The oil-price plunge could create a historic precedent in which the US may finally help boost the sinking energy market, albeit involuntarily, instead of benefiting at the expense of others, oil executive Mike Cantrell believes.
The price of US benchmark West Texas Intermediate (WTI) contract for May finished trading on Monday in negative territory for the first time in history, falling to -$37.63 per barrel. Despite briefly bouncing back on Tuesday, the futures then tumbled again below zero before rising on Wednesday to $11.
The situation is caused partly by the lack of storage capacity, amid a historic demand shock triggered by the coronavirus pandemic. However, it’s not those working in the oil fields, but traders, who are sending crude prices into a tailspin, an oil industry insider told RT.
“It’s not oil and gas producers doing this, it’s traders on the market. They got caught with negative positions, when they were extremely long – in other words they had to pay someone to take barrels that they did not want to take,” said Cantrell, who is Co-Chair & Board Member of Oklahoma Energy Producers Alliance and Chairman of Postwood Energy LLC.
As for producers, if they don’t have storage capacity, they’ll just have to shut their wells, slashing overall US production by at least a third.
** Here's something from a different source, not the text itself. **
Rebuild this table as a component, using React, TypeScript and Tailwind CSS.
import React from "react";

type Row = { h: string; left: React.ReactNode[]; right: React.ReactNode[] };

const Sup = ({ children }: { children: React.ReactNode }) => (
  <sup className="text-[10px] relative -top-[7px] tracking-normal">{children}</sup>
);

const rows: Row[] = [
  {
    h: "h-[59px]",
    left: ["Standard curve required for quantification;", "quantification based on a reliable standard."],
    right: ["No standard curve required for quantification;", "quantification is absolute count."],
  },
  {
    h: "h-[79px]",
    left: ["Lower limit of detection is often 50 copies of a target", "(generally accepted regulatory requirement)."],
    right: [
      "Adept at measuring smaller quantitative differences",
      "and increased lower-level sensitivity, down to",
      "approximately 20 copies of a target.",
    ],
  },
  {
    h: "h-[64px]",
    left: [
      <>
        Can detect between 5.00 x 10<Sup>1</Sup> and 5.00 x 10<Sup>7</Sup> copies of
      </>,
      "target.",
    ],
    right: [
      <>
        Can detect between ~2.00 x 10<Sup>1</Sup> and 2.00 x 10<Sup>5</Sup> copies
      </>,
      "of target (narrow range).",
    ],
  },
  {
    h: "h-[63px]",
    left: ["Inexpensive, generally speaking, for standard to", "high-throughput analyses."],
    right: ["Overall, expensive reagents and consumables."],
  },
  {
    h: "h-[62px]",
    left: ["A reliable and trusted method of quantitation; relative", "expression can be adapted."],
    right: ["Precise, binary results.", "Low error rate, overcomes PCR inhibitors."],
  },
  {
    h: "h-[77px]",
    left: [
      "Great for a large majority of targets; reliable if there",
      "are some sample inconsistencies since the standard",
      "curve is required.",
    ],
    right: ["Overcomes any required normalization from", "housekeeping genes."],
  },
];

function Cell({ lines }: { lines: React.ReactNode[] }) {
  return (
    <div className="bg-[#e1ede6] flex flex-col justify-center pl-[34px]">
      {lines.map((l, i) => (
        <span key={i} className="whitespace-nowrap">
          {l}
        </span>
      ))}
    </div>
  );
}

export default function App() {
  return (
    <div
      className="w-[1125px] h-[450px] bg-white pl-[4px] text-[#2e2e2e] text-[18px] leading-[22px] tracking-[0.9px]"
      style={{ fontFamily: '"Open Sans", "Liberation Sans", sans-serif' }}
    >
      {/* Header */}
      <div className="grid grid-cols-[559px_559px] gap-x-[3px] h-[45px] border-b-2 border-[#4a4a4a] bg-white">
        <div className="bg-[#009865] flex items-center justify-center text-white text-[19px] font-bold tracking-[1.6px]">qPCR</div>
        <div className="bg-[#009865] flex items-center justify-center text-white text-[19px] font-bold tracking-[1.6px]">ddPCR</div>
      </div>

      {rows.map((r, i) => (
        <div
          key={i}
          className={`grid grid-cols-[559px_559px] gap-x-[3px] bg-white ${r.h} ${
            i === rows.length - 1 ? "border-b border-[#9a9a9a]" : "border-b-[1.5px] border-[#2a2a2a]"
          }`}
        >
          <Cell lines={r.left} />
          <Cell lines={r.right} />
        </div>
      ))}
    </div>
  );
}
The industry expert believes that half of American oil production or even more could go offline after Monday’s market rout, while most US shale producers are doomed.
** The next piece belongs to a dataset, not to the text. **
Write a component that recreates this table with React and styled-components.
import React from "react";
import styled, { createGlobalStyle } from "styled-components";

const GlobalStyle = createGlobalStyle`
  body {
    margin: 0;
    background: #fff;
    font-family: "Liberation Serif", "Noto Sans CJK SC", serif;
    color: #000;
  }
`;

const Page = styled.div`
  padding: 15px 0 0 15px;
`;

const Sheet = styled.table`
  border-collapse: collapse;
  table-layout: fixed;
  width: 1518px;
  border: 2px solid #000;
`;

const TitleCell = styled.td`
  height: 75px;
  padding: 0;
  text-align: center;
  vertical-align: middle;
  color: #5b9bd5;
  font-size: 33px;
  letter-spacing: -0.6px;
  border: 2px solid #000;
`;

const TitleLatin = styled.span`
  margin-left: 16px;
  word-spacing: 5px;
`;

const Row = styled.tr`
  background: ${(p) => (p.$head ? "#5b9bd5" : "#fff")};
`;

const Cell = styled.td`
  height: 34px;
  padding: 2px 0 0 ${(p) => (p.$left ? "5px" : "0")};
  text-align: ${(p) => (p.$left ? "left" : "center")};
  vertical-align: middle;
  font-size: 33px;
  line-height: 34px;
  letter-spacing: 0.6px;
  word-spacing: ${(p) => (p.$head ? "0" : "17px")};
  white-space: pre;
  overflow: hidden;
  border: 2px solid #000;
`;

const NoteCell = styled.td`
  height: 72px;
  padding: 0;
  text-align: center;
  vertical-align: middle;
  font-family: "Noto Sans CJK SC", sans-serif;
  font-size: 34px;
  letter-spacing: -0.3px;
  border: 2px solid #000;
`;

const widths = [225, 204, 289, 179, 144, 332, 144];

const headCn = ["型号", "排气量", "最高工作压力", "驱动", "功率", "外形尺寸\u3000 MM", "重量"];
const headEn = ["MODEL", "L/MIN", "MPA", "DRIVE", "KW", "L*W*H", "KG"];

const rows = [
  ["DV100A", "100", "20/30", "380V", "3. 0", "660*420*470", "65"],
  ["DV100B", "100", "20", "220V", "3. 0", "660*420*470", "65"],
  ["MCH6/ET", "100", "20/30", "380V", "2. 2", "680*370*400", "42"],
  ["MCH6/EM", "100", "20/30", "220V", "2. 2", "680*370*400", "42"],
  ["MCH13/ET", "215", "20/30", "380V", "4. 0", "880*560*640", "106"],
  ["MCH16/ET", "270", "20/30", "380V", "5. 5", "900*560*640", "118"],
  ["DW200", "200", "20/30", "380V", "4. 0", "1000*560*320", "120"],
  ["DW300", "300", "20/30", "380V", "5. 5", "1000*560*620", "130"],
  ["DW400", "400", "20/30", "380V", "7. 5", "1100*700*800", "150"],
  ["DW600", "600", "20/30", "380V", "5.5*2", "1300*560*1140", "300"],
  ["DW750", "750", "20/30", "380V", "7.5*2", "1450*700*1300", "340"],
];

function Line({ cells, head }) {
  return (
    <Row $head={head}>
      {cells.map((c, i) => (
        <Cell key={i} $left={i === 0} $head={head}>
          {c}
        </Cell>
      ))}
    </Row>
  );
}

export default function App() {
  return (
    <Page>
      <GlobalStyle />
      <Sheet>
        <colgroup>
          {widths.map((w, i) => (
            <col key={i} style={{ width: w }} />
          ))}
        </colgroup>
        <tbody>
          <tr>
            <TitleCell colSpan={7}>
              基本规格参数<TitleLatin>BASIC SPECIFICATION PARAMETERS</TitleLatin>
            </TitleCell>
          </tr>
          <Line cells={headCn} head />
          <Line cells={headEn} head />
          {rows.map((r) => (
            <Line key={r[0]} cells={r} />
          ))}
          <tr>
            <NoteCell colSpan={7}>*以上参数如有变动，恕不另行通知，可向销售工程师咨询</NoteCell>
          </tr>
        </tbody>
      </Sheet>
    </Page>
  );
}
“Probably for the first time in history the US market is doing its fair share to balance the markets involuntarily,” Cantrell told RT.
He added that it is “totally unacceptable” that the US increased its production at the expense of Russia and Saudi Arabia, who were cutting output to boost prices. While the US government cannot force all companies to stop pumping oil, there are still statutory provisions in the law that prohibit wasting natural resources. For example, there is a statute in Oklahoma that prohibits oil to be sold below its actual value, the oil industrialist says.
“They have not only the power but the responsibility to shut everything right now,” Cantrell stressed, adding that he hopes that the authorities do not allow any wasteful production and introduce some caps.
However, it seems only small producers, that account for around 20 percent of total US production, are in favor of limiting output. Despite the unprecedented situation on the market, which is flooded due to the destruction of demand inflicted by the worldwide coronavirus shutdowns, bigger corporations would rather go out of business before they do that, the oil executive noted. The pandemic did become the last nail in the coffin for US shale companies, as they initially were not meant to survive for long, except for some heavyweights of the Permian Basin, like Concho, EOG and Pioneer.
“If we had not had the coronavirus we would have half of those companies going bankrupt anyway this year,” he said, explaining that their business model is the problem, as they have to constantly drill, requiring massive funds. “I’d be shocked if the government bailed out the shale drillers.”
“It’s three to five years before US production gets back to the level it is now,” the analyst concludes. “Tens of thousands of people are going be laid off. It’s a bloodbath in our economy in the US.”